### [Aim]
Compile every line that includes the word "page".

### [Source data]
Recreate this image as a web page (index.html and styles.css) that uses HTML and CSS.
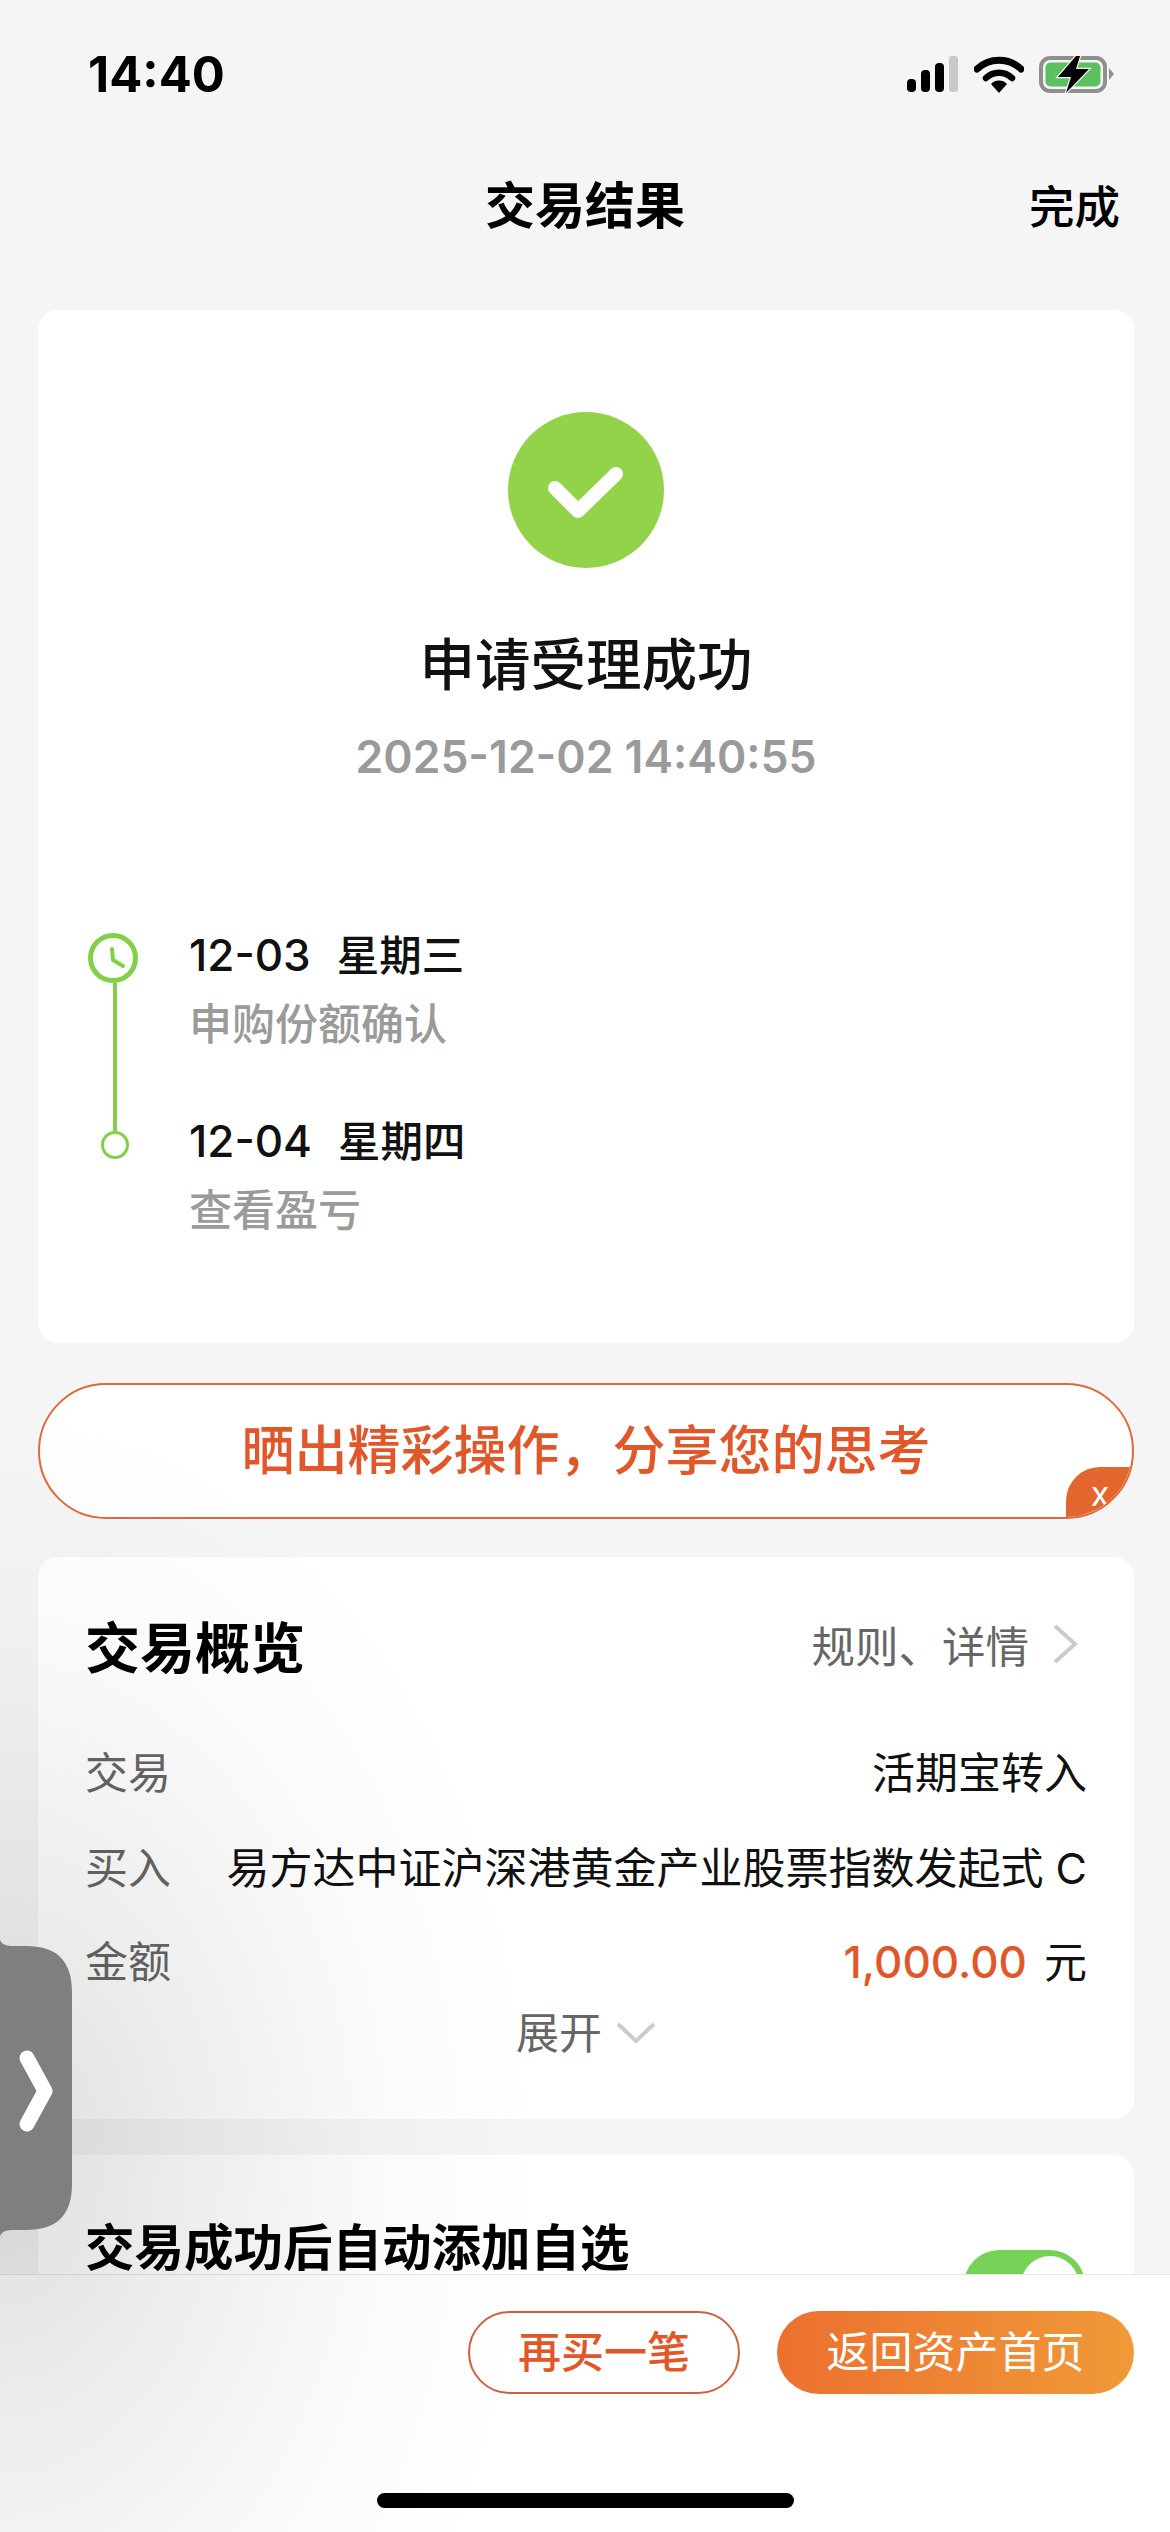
FILE: index.html
```html
<!DOCTYPE html>
<html lang="zh-CN">
<head>
    <meta charset="UTF-8">
    <meta name="viewport" content="width=device-width, initial-scale=1.0">
    <title>交易结果</title>
    <link rel="stylesheet" href="styles.css">
</head>
<body>
    <div class="status-bar">
        <div class="status-time">14:40</div>
        <div class="status-icons">
            <svg class="icon-signal" width="52" height="36" viewBox="0 0 52 36">
                <rect x="0" y="23" width="9" height="13" rx="4" fill="#000"/>
                <rect x="14" y="14" width="9" height="22" rx="4" fill="#000"/>
                <rect x="28" y="7" width="9" height="29" rx="4" fill="#000"/>
                <rect x="42" y="0" width="9" height="36" rx="3" fill="#c9c9c9"/>
            </svg>
            <svg class="icon-wifi" width="50" height="37" viewBox="0 0 50 37">
                <path d="M3 13 A32 32 0 0 1 47 13" fill="none" stroke="#000" stroke-width="7" stroke-linecap="round"/>
                <path d="M12 22 A19 19 0 0 1 38 22" fill="none" stroke="#000" stroke-width="6.5" stroke-linecap="round"/>
                <path d="M17 28 A11 11 0 0 1 33 28 L25 37 Z" fill="#000"/>
            </svg>
            <svg class="icon-battery" width="76" height="39" viewBox="0 0 76 39">
                <rect x="2" y="3" width="64" height="33" rx="9" fill="none" stroke="#8f8f8f" stroke-width="4"/>
                <rect x="6.500" y="7.500" width="55" height="24" rx="5" fill="#5cc05e"/>
                <path d="M70 13 L75 19 L70 25 Z" fill="#8f8f8f"/>
                <path d="M37 1 L19 22 H32 L27 38 L50 14 H37 L41 1 Z" fill="#000" stroke="#f5f5f5" stroke-width="2.500" paint-order="stroke"/>
            </svg>
        </div>
    </div>

    <div class="nav-bar">
        <div class="nav-title">交易结果</div>
        <div class="nav-done">完成</div>
    </div>

    <div class="content">
        <div class="card result-card">
            <svg class="result-icon" width="156" height="156" viewBox="0 0 156 156">
                <circle cx="78" cy="78" r="78" fill="#92d34a"/>
                <path d="M47 76 L70 99 L108 62" fill="none" stroke="#fff" stroke-width="14" stroke-linecap="round" stroke-linejoin="round"/>
            </svg>
            <div class="result-title">申请受理成功</div>
            <div class="result-time">2025-12-02 14:40:55</div>

            <div class="timeline">
                <div class="timeline-row timeline-row-first">
                    <div class="timeline-marker">
                        <svg class="timeline-clock" width="50" height="50" viewBox="0 0 50 50">
                            <circle cx="25" cy="25" r="22.500" fill="#fff" stroke="#83cf49" stroke-width="5"/>
                            <path d="M24 16 L25 27 L35 33" fill="none" stroke="#83cf49" stroke-width="4" stroke-linecap="round" stroke-linejoin="round"/>
                        </svg>
                        <div class="timeline-line"></div>
                    </div>
                    <div class="timeline-text">
                        <div class="timeline-date">12-03<span class="timeline-week">星期三</span></div>
                        <div class="timeline-desc">申购份额确认</div>
                    </div>
                </div>
                <div class="timeline-row">
                    <div class="timeline-marker">
                        <div class="timeline-dot"></div>
                    </div>
                    <div class="timeline-text">
                        <div class="timeline-date">12-04<span class="timeline-week">星期四</span></div>
                        <div class="timeline-desc">查看盈亏</div>
                    </div>
                </div>
            </div>
        </div>

        <div class="share-banner">
            <span class="share-text">晒出精彩操作，分享您的思考</span>
            <span class="share-close">x</span>
        </div>

        <div class="card overview-card">
            <div class="overview-head">
                <div class="overview-title">交易概览</div>
                <div class="overview-link">
                    规则、详情
                    <svg class="chevron-right" width="28" height="42" viewBox="0 0 28 42">
                        <path d="M4 3 L24 21 L4 39" fill="none" stroke="#cccccc" stroke-width="4"/>
                    </svg>
                </div>
            </div>
            <div class="overview-row">
                <span class="row-label">交易</span>
                <span class="row-value">活期宝转入</span>
            </div>
            <div class="overview-row">
                <span class="row-label">买入</span>
                <span class="row-value">易方达中证沪深港黄金产业股票指数发起式 C</span>
            </div>
            <div class="overview-row">
                <span class="row-label">金额</span>
                <span class="row-value"><span class="amount">1,000.00</span>元</span>
            </div>
            <div class="overview-more">
                展开
                <svg class="chevron-down" width="40" height="24" viewBox="0 0 40 24">
                    <path d="M2 3 L20 20 L38 3" fill="none" stroke="#cccccc" stroke-width="4"/>
                </svg>
            </div>
        </div>

        <div class="card watch-card">
            <div class="watch-title">交易成功后自动添加自选</div>
            <div class="switch"><div class="switch-knob"></div></div>
        </div>
    </div>

    <div class="footer">
        <div class="footer-buttons">
            <div class="btn btn-outline">再买一笔</div>
            <div class="btn btn-solid">返回资产首页</div>
        </div>
        <div class="home-bar"></div>
    </div>

    <!-- floating side handle and the shade it casts -->
    <div class="side-shade"></div>
    <svg class="side-handle" width="72" height="296" viewBox="0 0 72 296">
        <path d="M0 0 C2 4 5 6 14 6 H26 C56 6 72 20 72 52 V244 C72 276 56 290 26 290 H14 C5 290 2 292 0 296 Z" fill="#7f7f7f"/>
        <path d="M27 118 L45 151 L27 184" fill="none" stroke="#fff" stroke-width="15" stroke-linecap="round" stroke-linejoin="round"/>
    </svg>
</body>
</html>
```

FILE: styles.css
```css
* {
    box-sizing: border-box;
}
body {
    position: relative;
    display: flex;
    flex-direction: column;
    width: 1170px;
    height: 2532px;
    margin: 0;
    overflow: hidden;
    background-color: #f5f5f5;
    color: #111;
    font-family: "Inter", "Noto Sans CJK SC", sans-serif;
}

/* status bar */
.status-bar {
    flex: none;
    display: flex;
    justify-content: space-between;
    align-items: center;
    height: 148px;
    padding: 0 55px 0 88px;
}
.status-time {
    font-size: 49px;
    font-weight: 700;
    color: #000;
}
.status-icons {
    display: flex;
    align-items: center;
    gap: 15px;
}
.status-icons svg {
    display: block;
}

/* nav bar */
.nav-bar {
    flex: none;
    position: relative;
    height: 116px;
    line-height: 116px;
    text-align: center;
}
.nav-title {
    font-size: 50px;
    font-weight: 700;
    color: #000;
}
.nav-done {
    position: absolute;
    top: 2px;
    right: 50px;
    font-size: 45.500px;
    font-weight: 500;
    color: #000;
}

/* scrolling part */
.content {
    flex: 1;
    min-height: 0;
    overflow: hidden;
    padding: 46px 36px 0 38px;
}
.card {
    background: #fff;
    border-radius: 20px;
}

/* result card */
.result-card {
    height: 1033px;
    padding-top: 102px;
}
.result-icon {
    display: block;
    margin: 0 auto;
}
.result-title {
    margin-top: 62px;
    font-size: 55.500px;
    font-weight: 500;
    line-height: 70px;
    text-align: center;
}
.result-time {
    margin-top: 27px;
    font-size: 44.500px;
    font-weight: 600;
    line-height: 60px;
    color: #9a9a9a;
    text-align: center;
}
.timeline {
    margin-top: 143px;
    padding-left: 50px;
}
.timeline-row {
    display: flex;
    gap: 47px;
}
.timeline-row-first {
    height: 186px;
}
.timeline-marker {
    flex: none;
    display: flex;
    flex-direction: column;
    align-items: center;
    width: 54px;
}
.timeline-clock {
    display: block;
    flex: none;
    align-self: flex-start;
    margin-top: 3px;
}
.timeline-line {
    flex: 1;
    width: 4px;
    margin-bottom: -15px;
    background: #83cf49;
}
.timeline-dot {
    width: 28px;
    height: 28px;
    margin-top: 15px;
    border: 3.5px solid #83cf49;
    border-radius: 50%;
    background: #fff;
}
.timeline-date {
    font-size: 44px;
    font-weight: 500;
    line-height: 50px;
}
.timeline-week {
    margin-left: 26px;
    font-size: 42.500px;
    font-weight: 500;
}
.timeline-desc {
    margin-top: 18px;
    font-size: 43px;
    font-weight: 500;
    line-height: 50px;
    color: #9a9a9a;
}

/* share banner */
.share-banner {
    position: relative;
    height: 136px;
    margin-top: 40px;
    overflow: hidden;
    border: 2px solid #e2683c;
    border-radius: 68px;
    background: #fff;
    font-size: 53px;
    font-weight: 500;
    line-height: 132px;
    text-align: center;
    color: #e2572a;
}
.share-close {
    position: absolute;
    right: -2px;
    bottom: -2px;
    width: 68px;
    height: 52px;
    border-top-left-radius: 34px;
    background: #e2672f;
    font-size: 34px;
    font-weight: 400;
    line-height: 54px;
    color: #fff;
}

/* overview card */
.overview-card {
    height: 562px;
    margin-top: 38px;
    padding: 47px 47px 0 47px;
}
.overview-head {
    display: flex;
    justify-content: space-between;
    align-items: center;
    height: 80px;
    margin-bottom: 39px;
}
.overview-title {
    font-size: 55px;
    font-weight: 700;
    color: #000;
}
.overview-link {
    display: flex;
    align-items: center;
    gap: 22px;
    margin-right: 8px;
    font-size: 43.500px;
    color: #666;
}
.overview-row {
    display: flex;
    justify-content: space-between;
    align-items: center;
    height: 94.500px;
    font-size: 43px;
}
.row-label {
    color: #666;
}
.amount {
    margin-right: 17px;
    font-size: 44px;
    font-weight: 500;
    color: #e2572a;
}
.overview-more {
    display: flex;
    justify-content: center;
    align-items: center;
    gap: 14px;
    margin-top: 2px;
    font-size: 43px;
    line-height: 48px;
    color: #666;
}

/* auto add card */
.watch-card {
    display: flex;
    justify-content: space-between;
    align-items: flex-start;
    height: 300px;
    margin-top: 36px;
    padding: 68px 49px 0 47px;
}
.watch-title {
    font-size: 49.500px;
    font-weight: 700;
    line-height: 50px;
    color: #000;
}
.switch {
    position: relative;
    width: 121px;
    height: 70px;
    margin-top: 27px;
    border-radius: 35px;
    background: #76d157;
}
.switch-knob {
    position: absolute;
    top: 6px;
    right: 6px;
    width: 58px;
    height: 58px;
    border-radius: 50%;
    background: #fff;
}

/* bottom bar */
.footer {
    flex: none;
    height: 258px;
    padding-top: 36px;
    border-top: 1px solid #e6e6e6;
    background: #fff;
}
.footer-buttons {
    display: flex;
    justify-content: flex-end;
    gap: 37px;
    padding-right: 36px;
}
.btn {
    height: 83px;
    border-radius: 42px;
    font-size: 43px;
    font-weight: 500;
    line-height: 79px;
    text-align: center;
}
.btn-outline {
    width: 272px;
    border: 2px solid #d0603f;
    color: #e2572a;
}
.btn-solid {
    width: 357px;
    background: linear-gradient(90deg, #ec7030, #f09a38);
    font-weight: 400;
    line-height: 83px;
    color: #fff;
}
.home-bar {
    width: 417px;
    height: 15px;
    margin: 99px auto 0;
    border-radius: 8px;
    background: #000;
}

/* floating handle over the page */
.side-shade {
    position: absolute;
    left: 0;
    top: 1400px;
    width: 560px;
    height: 1132px;
    background: radial-gradient(ellipse 540px 760px at 0 760px, rgba(0, 0, 0, 0.13), rgba(0, 0, 0, 0.07) 35%, rgba(0, 0, 0, 0.02) 70%, rgba(0, 0, 0, 0) 100%);
    pointer-events: none;
}
.side-handle {
    position: absolute;
    left: 0;
    top: 1940px;
    display: block;
}
```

### [Reply]
Recreate this image as a web page (index.html and styles.css) that uses HTML and CSS.
/* floating handle over the page */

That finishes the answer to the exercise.